St. John Recyclers Shooting for Waste Management Authority Grant Funding

Paul Devine

St. John residents can still drop their aluminum cans at island dumpster sites thanks to the efforts of the volunteer St. John Recyclers, at least for now.

The group has “muddled” through without grant funding over the past year, struggling to keep up with piles of bags loaded with aluminum cans waiting to be transported to St. Thomas for recycling, according to Paul Devine, a member of the St. John Community Foundation board of directors.

Devine was the sole attendee at a V.I. Waste Management Authority public meeting on its Community Enrichment Grant (CEG) program on Thursday evening, October 13, at the St. John Battery.

Under its CEG program WMA is able to appropriate $50,000 twice a year — there are two six-month grant cycles starting in April and again in November — to all three islands.

St. John Recyclers needs that money, explained Devine.

“We want that grant,” he said. “We have to keep the recycling going and we need that money for trucking services, for new bins and bags and a variety of things.”


St. John Recyclers was formed in 2008 and started collecting aluminum cans across the island in 2009 under an agreement with WMA. The group received funding from WMA’s CEG program in 2009, but missed out on last year’s cycles of grants.


While it was unclear why St. John Recyclers didn’t receive the grant in the November 2009 cycle, the group’s April 2010 application was denied because it was missing information, according to WMA’s district environmental programs manager Cordell Jacobs.

“There were questions about their application,” Jacobs said about the St. John recycling group. “We can’t give a grant without having these budget details. There were bottom lines that weren’t adding up and we needed to have that corrected.”

WMA officials issued a list of questions still remaining about the grant application to the St. John Community Foundation, which acts as St. John Recyclers’ fiduciary, Jacobs added.

The only St. John group which was awarded funding under the CEG program during the previous cycle was the Gifft Hill School which was given $2,000 for beach and environmental clean-up efforts, according to Jacobs.

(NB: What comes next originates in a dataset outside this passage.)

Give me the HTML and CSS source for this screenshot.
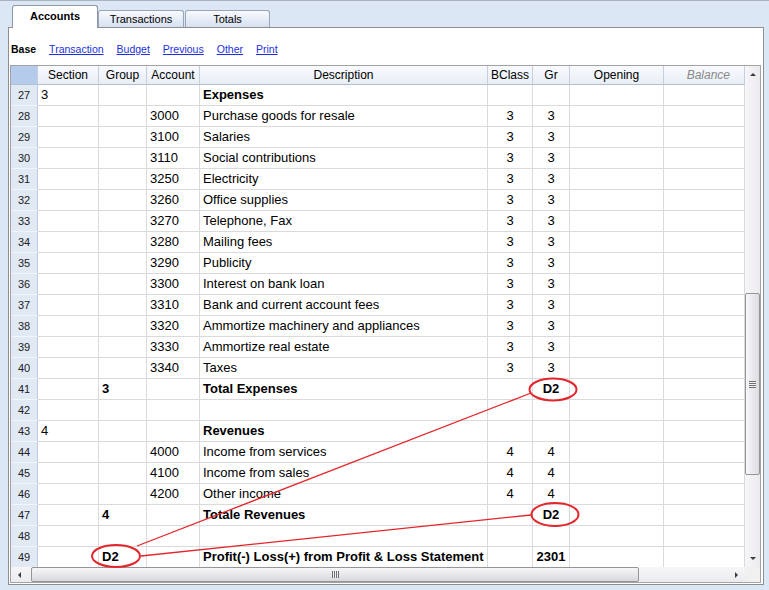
FILE: index.html
```html
<!DOCTYPE html>
<html lang="en">
<head>
    <meta charset="UTF-8">
    <title>Accounts</title>
    <link rel="stylesheet" href="styles.css">
</head>
<body>
    <div class="tabs">
        <div class="tab active">Accounts</div>
        <div class="tab">Transactions</div>
        <div class="tab tab-last">Totals</div>
    </div>
    <div class="panel">
        <div class="views">
            <b>Base</b>
            <a href="#">Transaction</a>
            <a href="#">Budget</a>
            <a href="#">Previous</a>
            <a href="#">Other</a>
            <a href="#">Print</a>
        </div>
        <div class="grid">
            <div class="grid-main">
                <div class="sheet">
                    <div class="row head">
                        <span class="corner"></span><span>Section</span><span>Group</span><span>Account</span><span>Description</span><span>BClass</span><span>Gr</span><span>Opening</span><span class="bal">Balance</span>
                    </div>
                    <div class="row"><span class="num">27</span><span>3</span><span></span><span></span><span class="b">Expenses</span><span></span><span></span><span></span><span></span></div>
                    <div class="row"><span class="num">28</span><span></span><span></span><span>3000</span><span>Purchase goods for resale</span><span class="c">3</span><span class="c">3</span><span></span><span></span></div>
                    <div class="row"><span class="num">29</span><span></span><span></span><span>3100</span><span>Salaries</span><span class="c">3</span><span class="c">3</span><span></span><span></span></div>
                    <div class="row"><span class="num">30</span><span></span><span></span><span>3110</span><span>Social contributions</span><span class="c">3</span><span class="c">3</span><span></span><span></span></div>
                    <div class="row"><span class="num">31</span><span></span><span></span><span>3250</span><span>Electricity</span><span class="c">3</span><span class="c">3</span><span></span><span></span></div>
                    <div class="row"><span class="num">32</span><span></span><span></span><span>3260</span><span>Office supplies</span><span class="c">3</span><span class="c">3</span><span></span><span></span></div>
                    <div class="row"><span class="num">33</span><span></span><span></span><span>3270</span><span>Telephone, Fax</span><span class="c">3</span><span class="c">3</span><span></span><span></span></div>
                    <div class="row"><span class="num">34</span><span></span><span></span><span>3280</span><span>Mailing fees</span><span class="c">3</span><span class="c">3</span><span></span><span></span></div>
                    <div class="row"><span class="num">35</span><span></span><span></span><span>3290</span><span>Publicity</span><span class="c">3</span><span class="c">3</span><span></span><span></span></div>
                    <div class="row"><span class="num">36</span><span></span><span></span><span>3300</span><span>Interest on bank loan</span><span class="c">3</span><span class="c">3</span><span></span><span></span></div>
                    <div class="row"><span class="num">37</span><span></span><span></span><span>3310</span><span>Bank and current account fees</span><span class="c">3</span><span class="c">3</span><span></span><span></span></div>
                    <div class="row"><span class="num">38</span><span></span><span></span><span>3320</span><span>Ammortize machinery and appliances</span><span class="c">3</span><span class="c">3</span><span></span><span></span></div>
                    <div class="row"><span class="num">39</span><span></span><span></span><span>3330</span><span>Ammortize real estate</span><span class="c">3</span><span class="c">3</span><span></span><span></span></div>
                    <div class="row"><span class="num">40</span><span></span><span></span><span>3340</span><span>Taxes</span><span class="c">3</span><span class="c">3</span><span></span><span></span></div>
                    <div class="row"><span class="num">41</span><span></span><span class="b">3</span><span></span><span class="b">Total Expenses</span><span></span><span class="c b">D2</span><span></span><span></span></div>
                    <div class="row"><span class="num">42</span><span></span><span></span><span></span><span></span><span></span><span></span><span></span><span></span></div>
                    <div class="row"><span class="num">43</span><span>4</span><span></span><span></span><span class="b">Revenues</span><span></span><span></span><span></span><span></span></div>
                    <div class="row"><span class="num">44</span><span></span><span></span><span>4000</span><span>Income from services</span><span class="c">4</span><span class="c">4</span><span></span><span></span></div>
                    <div class="row"><span class="num">45</span><span></span><span></span><span>4100</span><span>Income from sales</span><span class="c">4</span><span class="c">4</span><span></span><span></span></div>
                    <div class="row"><span class="num">46</span><span></span><span></span><span>4200</span><span>Other income</span><span class="c">4</span><span class="c">4</span><span></span><span></span></div>
                    <div class="row"><span class="num">47</span><span></span><span class="b">4</span><span></span><span class="b">Totale Revenues</span><span></span><span class="c b">D2</span><span></span><span></span></div>
                    <div class="row"><span class="num">48</span><span></span><span></span><span></span><span></span><span></span><span></span><span></span><span></span></div>
                    <div class="row"><span class="num">49</span><span></span><span class="b">D2</span><span></span><span class="b">Profit(-) Loss(+) from Profit &amp; Loss Statement</span><span></span><span class="c b">2301</span><span></span><span></span></div>
                </div>
                <div class="vscroll">
                    <div class="btn"><i class="arrow up"></i></div>
                    <div class="vthumb"><i class="grip-h"></i></div>
                    <div class="btn btn-end"><i class="arrow down"></i></div>
                </div>
            </div>
            <div class="hscroll">
                <div class="btn"><i class="arrow left"></i></div>
                <div class="hthumb"><i class="grip-v"></i></div>
                <div class="btn btn-end"><i class="arrow right"></i></div>
                <div class="corner-box"></div>
            </div>
        </div>
    </div>

    <!-- red annotations drawn over the grid -->
    <svg class="marks" width="769" height="590" viewBox="0 0 769 590">
        <g fill="none" stroke="#e3262b">
            <line x1="137" y1="546" x2="531" y2="393" stroke-width="1.3"/>
            <line x1="141" y1="556" x2="531" y2="515" stroke-width="1.3"/>
            <ellipse cx="553" cy="389.5" rx="23.5" ry="11" stroke-width="2"/>
            <ellipse cx="555" cy="514.5" rx="23.5" ry="11.5" stroke-width="2"/>
            <ellipse cx="116" cy="556" rx="24" ry="11" stroke-width="2"/>
        </g>
    </svg>
</body>
</html>
```

FILE: styles.css
```css
body {
    margin: 0;
    background: #dce7f5;
    font-family: "Liberation Sans", Arial, sans-serif;
    font-size: 13px;
    color: #000;
    border-top: 1px solid #a9b2be;
}
.tabs {
    display: flex;
    align-items: flex-end;
    height: 26px;
    padding-left: 12px;
}
.tab {
    box-sizing: border-box;
    width: 86px;
    height: 17px;
    border: 1px solid #99a5b6;
    border-bottom: none;
    border-radius: 3px 3px 0 0;
    background: linear-gradient(#f8fafd, #d6e0f1);
    font-size: 11px;
    line-height: 17px;
    text-align: center;
}
.tab-last {
    width: 85px;
    margin-left: 1px;
}
.tab.active {
    position: relative;
    z-index: 1;
    height: 23px;
    margin-bottom: -1px;
    background: #fff;
    border-color: #8d98a8;
    font-weight: bold;
    line-height: 21px;
}
.panel {
    box-sizing: border-box;
    margin-left: 8px;
    width: 756px;
    height: 558px;
    border: 1px solid #8f8f8f;
    background: #fff;
    padding: 0 2px 1px 1px;
}
.views {
    box-sizing: border-box;
    display: flex;
    gap: 13px;
    height: 37px;
    padding: 14px 0 0 1px;
    font-size: 10.5px;
    line-height: 14px;
}
.views a {
    color: #1d2fe0;
}
.grid {
    border: 1px solid #a3a3a3;
    height: 516px;
}
.grid-main {
    display: flex;
    height: 501px;
}
.sheet {
    width: 734px;
    overflow: hidden;
}
.row {
    display: grid;
    grid-template-columns: 27px 61px 48px 53px 288px 45px 37px 94px 81px;
    height: 21px;
}
.row span {
    box-sizing: border-box;
    border-right: 1px solid #dadada;
    border-bottom: 1px solid #dadada;
    padding: 0 3px;
    line-height: 20px;
    white-space: nowrap;
    overflow: hidden;
}
.row .num {
    padding: 0;
    background: #e1e9f5;
    border-right-color: #bccbe0;
    border-bottom-color: #f2f5fa;
    font-size: 11px;
    color: #222;
    text-align: center;
}
.row .c {
    text-align: center;
}
.row .b {
    font-weight: bold;
}
.row.head {
    height: 19px;
}
.row.head span {
    background: linear-gradient(#f8fafd, #e9eef6);
    border-right-color: #c5cfdd;
    border-bottom-color: #b3c0d2;
    font-size: 12px;
    line-height: 18px;
    text-align: center;
}
.row.head .corner {
    background: #b4cbeb;
}
.row.head .bal {
    text-align: right;
    padding-right: 14px;
    color: #8a8a8a;
    font-style: italic;
}
.vscroll {
    width: 15px;
    display: flex;
    flex-direction: column;
    align-items: center;
    background: linear-gradient(90deg, #f6f5f8, #eceaef);
}
.btn {
    width: 15px;
    height: 17px;
    display: flex;
    align-items: center;
    justify-content: center;
    flex-shrink: 0;
}
.btn-end {
    margin-top: auto;
}
.arrow {
    width: 0;
    height: 0;
    border: 3px solid transparent;
}
.arrow.up {
    border-bottom: 3px solid #3a3a3a;
    border-top-width: 0;
}
.arrow.down {
    border-top: 3px solid #3a3a3a;
    border-bottom-width: 0;
}
.arrow.left {
    border-right: 3px solid #3a3a3a;
    border-left-width: 0;
}
.arrow.right {
    border-left: 3px solid #3a3a3a;
    border-right-width: 0;
}
.vthumb {
    box-sizing: border-box;
    width: 15px;
    height: 182px;
    margin-top: 210px;
    border: 1px solid #959595;
    border-radius: 2px;
    background: linear-gradient(90deg, #f7f6f9, #dcdce2);
    display: flex;
    align-items: center;
    justify-content: center;
}
.grip-h {
    width: 7px;
    height: 7px;
    background: repeating-linear-gradient(#6e6e6e 0 1px, #f2f2f2 1px 2px);
}
.hscroll {
    display: flex;
    align-items: center;
    height: 15px;
    background: linear-gradient(#f6f5f8, #eceaef);
}
.hscroll .btn {
    width: 17px;
    height: 15px;
}
.hthumb {
    box-sizing: border-box;
    width: 608px;
    height: 15px;
    margin-left: 3px;
    border: 1px solid #959595;
    border-radius: 2px;
    background: linear-gradient(#f7f6f9, #d8d8de);
    display: flex;
    align-items: center;
    justify-content: center;
}
.grip-v {
    width: 7px;
    height: 7px;
    background: repeating-linear-gradient(90deg, #6e6e6e 0 1px, #f2f2f2 1px 2px);
}
.hscroll .btn-end {
    margin-left: auto;
}
.corner-box {
    width: 15px;
    height: 15px;
    background: #f0f0f0;
}
.marks {
    position: absolute;
    left: 0;
    top: 0;
    pointer-events: none;
}
```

The Sisterhood Agenda had also applied for WMA’s CEG, but the group was denied because its planned project — erecting a wall around the Cruz Bay roundabout — was out of scope with the grant guidelines, Jacobs explained.

Even with its spotty funding, the St. John Recyclers have made a big difference on the island. Since the volunteer recycling effort launched in August 2009, the group estimates that it has taken about one and half million cans out of the island’s waste stream, Devine explained.

Volunteers agree to “adopt” collection areas and transport the cans from their site to a central collection site at Enighed Pond Marine Facility, to eventually be transported to St. Thomas for recycling. The recyclers’ Enighed Pond storage area, however, was the source of the latest woe for the group.

St. John Recyclers learned on Monday, October 11, that the group had to relocate its container from the V.I. Port Authority owned land at Enighed by Thursday, October 13, in anticipation of the area being paved, Devine explained.

“We only had two days notice that we had to move the container,” said Devine. “And now we’re not sure if we’ll be welcome back after the paving is complete.”

For now, St. John Recyclers is storing its cache of cans on private property in Estate Grunwald but hoping to be able to either return to the Enighed Pond area or relocate to an area near the Susanaberg Transfer Station, explained Devine.

“If we could extend our agreement with WMA and remain at Enighed that would be great,” he said. “Or we would ideally like to have a permanent place at Susanaberg where we could keep our containers in a more central location.”

St. John Recyclers and WMA have successfully worked together for years and will hopefully continue their relationship in the future, Devine added.

“We depend on WMA for a lot of things,” he said. “They allow us to put our bins at the dumpster sites and have been a good partner. We have had good luck working with WMA and we hope to continue to do so.”